Best invention of the Victorian age? Probably the light bulb. Telephone is up there. But where would our ipods and CD players be today without the great grandmother that started it all, the victrola.
That’s actually not quite right. Thomas Edison’s phonograph actually started it all. In 1877 Edison invented the very first means of playing recorded sound, the phonograph. He had already invented the telegraph and had worked out a way to inscribe messages that came over telegraph on paper tape which could be played back later. After doing this he decided the same principle could be applied to that new telephone contraption.
Edison figured sound waves could be recorded onto the paraffin paper and played back, and experimentation proved successful. He decided a rotating cylinder wrapped in tin fold would work better than the paper. He then jotted down a diagram of a machine which he gave to his mechanic John Kruesi to build. Kruesi built the diagram in 30 hours and Edison tested is by reciting ‘Mary Had A Little Lamb’. The phonograph was born.
It was quite a novelty but for a long time only a novelty. It was difficult to operate except by experts, the tin foil would last for only a few playings. Edison’s interest turned to inventing the light bulb. Alexander Graham Bell, the inventor of the telephone, and his cousin Chichester A. Bell decided to fool with it and made some improvement, notably using wax instead of tin foil and a floating stylus instead of a rigid needle which would incise, rather than indent, the cylinder.
Let’s fast forward about 20 years, to 1901. Music was starting to appear on phonographs but the market was horribly limited. There were two major problems holding it back. The first was that there was no cheap way to produce the cylinders. The second was that the maximum playing time was 2 minutes. It wasn’t until 1908 that playing time was finally expanded to a whopping 4 minutes.
However, in 1901 Eldridge Johnson founded The Victor Talking Machine Company. His former partner Emile Berliner had come up with a flat wax disc instead of a cylinder. Unfortunately, Berliner’s company, Berliner Gramophone had gone belly up.
One of Berliner’s employees, Frank Seaman, run off with one of these spanking new flat disks and started his own company, Zonophone. Since Zonophone shamelessly stole and marketed Berliner’s flat disk technology, Berliner sued. You’d think it would be over, right?
Oh, poor innocent, naive reader. The check’s in the mail. This won’t hardly hurt at all. Of course i’ll pull out. No, it wasn’t over. See, Frank Seaman offered to merge with this other new company Columbia Records, who was putting out those old cylinders and had some nice patents concerning those syluses Alexander Graham Bell had invented back in our fourth paragraph. Columbia wanted the disk technology and when they got it, countersued Berliner, saying that their stylus patent applied to any type of recording where a stylus vibrated in a groove and therefor Berliner had to cease and desist.

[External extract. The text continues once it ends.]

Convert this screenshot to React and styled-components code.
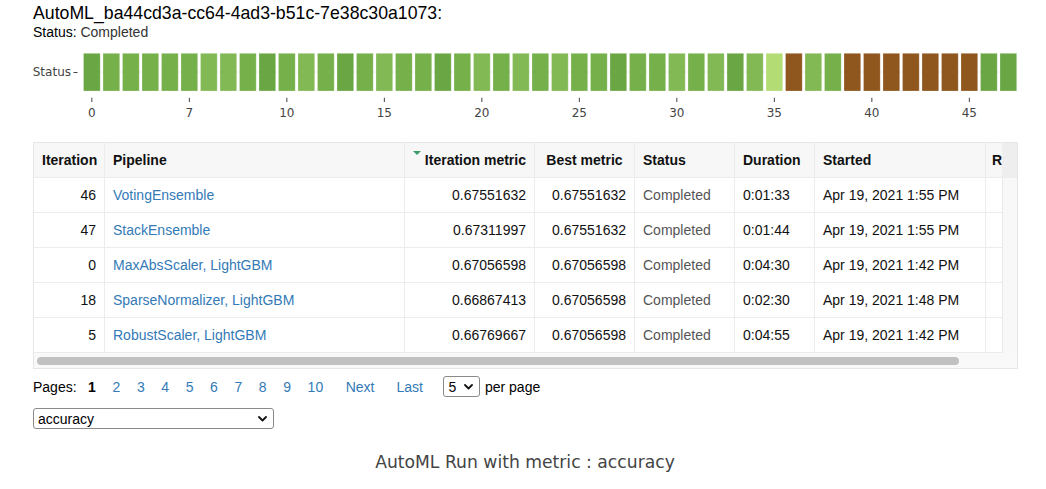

Ugliness insued and by the end Berliner left the states in disgust and left Eldridge Johnson with all the tech he needed to found The Victor Talking Machine Company.
You still with me?
The Victor Talking Machine Company naturally began producing Victrolas.
The big horn on the gramophone, or phonograph or whatever you wanted to call it based on the company manufacturing it, the was of course the only way to amplify the sound loud enough to be heard. This worked for awhile but many found it unsightly. The Victor Company had the brilliant idea of redirecting the horn underNEATH the player and making it all into a nice, stylish cabinet. And thus, the victrola was born.
Victrolas technically refer to the bell-less players produced by the Victor Talking Machine Company. The company was wildly successful, also because they cultivated a large music recording arm of their company.
Opera tenor Enrico Caruso was a sensation and between 1904–1920 made numerous recordings for the company. Not only did Caruso have one of the greatest voices in opera of all time, but his tenor range perfectly fit the limited acoustic range of the players. An orchestra would sound like crap. the players couldn’t capture and produce that type of range, but a tenor was exactly in the range that would sound decent. It’s fair to say, that in the early 1900s, almost anybody who had a victrola, had a Caruso recording, whether or no they like opera.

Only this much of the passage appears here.